Die Frachtsparte entwickelte sich deutlich besser. Hier gab es für Cathay Pacific im August 2020 nur ein Minus von 37 Prozent gegenüber dem Vorjahresmonat. Eigentlich gibt es genug Aufträge, doch es besteht ein Kapazitätsproblem. Die wegfallenden Passagiermaschinen befördern regulär nämlich eine Menge Beifracht.

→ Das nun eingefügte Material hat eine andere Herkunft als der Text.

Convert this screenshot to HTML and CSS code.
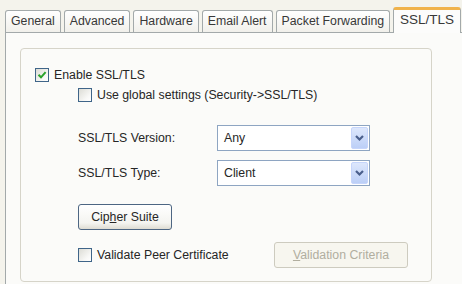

Einen kleinen Trost gibt es immerhin: Da es nun deutlich weniger Fluggäste und damit Koffer pro Jet gibt, kann man zumindest mehr Waren in die Frachträume packen.
Doch diese Effekte kommen nur einem Tropfen auf den heißen Stein gleich, denn die Lage bleibt äußerst angespannt. Die Gesellschaft ließ bereits verkünden: Wenn sie überleben möchte, sind umfassende strukturelle Anpassungen an die neuen Bedingungen des internationalen Flugverkehrs notwendig. Aktuell verliert Cathay Pacific laut eigenen Angaben pro Monat bis zu einer Viertelmilliarde US-Dollar (US$).
Die Hongkonger Regierung will der taumelnden Airline finanziell beispringen. Medienberichte sprechen von einem Hilfspaket im Umfang von mehr als 5 Milliarden US$. Leisten kann sich das die SVR problemlos, denn trotz zahlreicher Sonderausgaben infolge der Coronakrise sitzt der Fiskus immer noch auf hohen Reserven.
Während das Frachtgeschäft fast normal weiterläuft, machen die Fluggastterminals in Hongkong einen verwaisten Eindruck. In Normalzeiten werden dort gemäß dem Flughafenbetreiber monatlich 5 bis 6 Millionen Ankünfte und Abflüge abgefertigt. Zwischen April und August 2020 wurden pro Monat weniger als 100.000 Passagiere gezählt. Das kommt im Vergleich zum jeweiligen Vorjahresmonat einem Rückgang von 99 Prozent gleich.
Wie lange die Fluggastterminals noch im Tiefschlaf verharren, hängt entscheidend von der Öffnung der Grenzen ab. Im Herbst 2020 laufen Gespräche mit elf Regionen beziehungsweise Ländern über die Bildung von sogenannten Travel Bubbles, innerhalb derer ein quarantänefreier Reiseverkehr möglich sein soll. Deutschland, Frankreich und die Schweiz befinden sich ebenfalls darunter. Doch die Verhandlungen erweisen sich als schwierig und zäh. Die stark steigenden Ansteckungszahlen in Europa im September 2020 könnten sich als Bremsschuh erweisen.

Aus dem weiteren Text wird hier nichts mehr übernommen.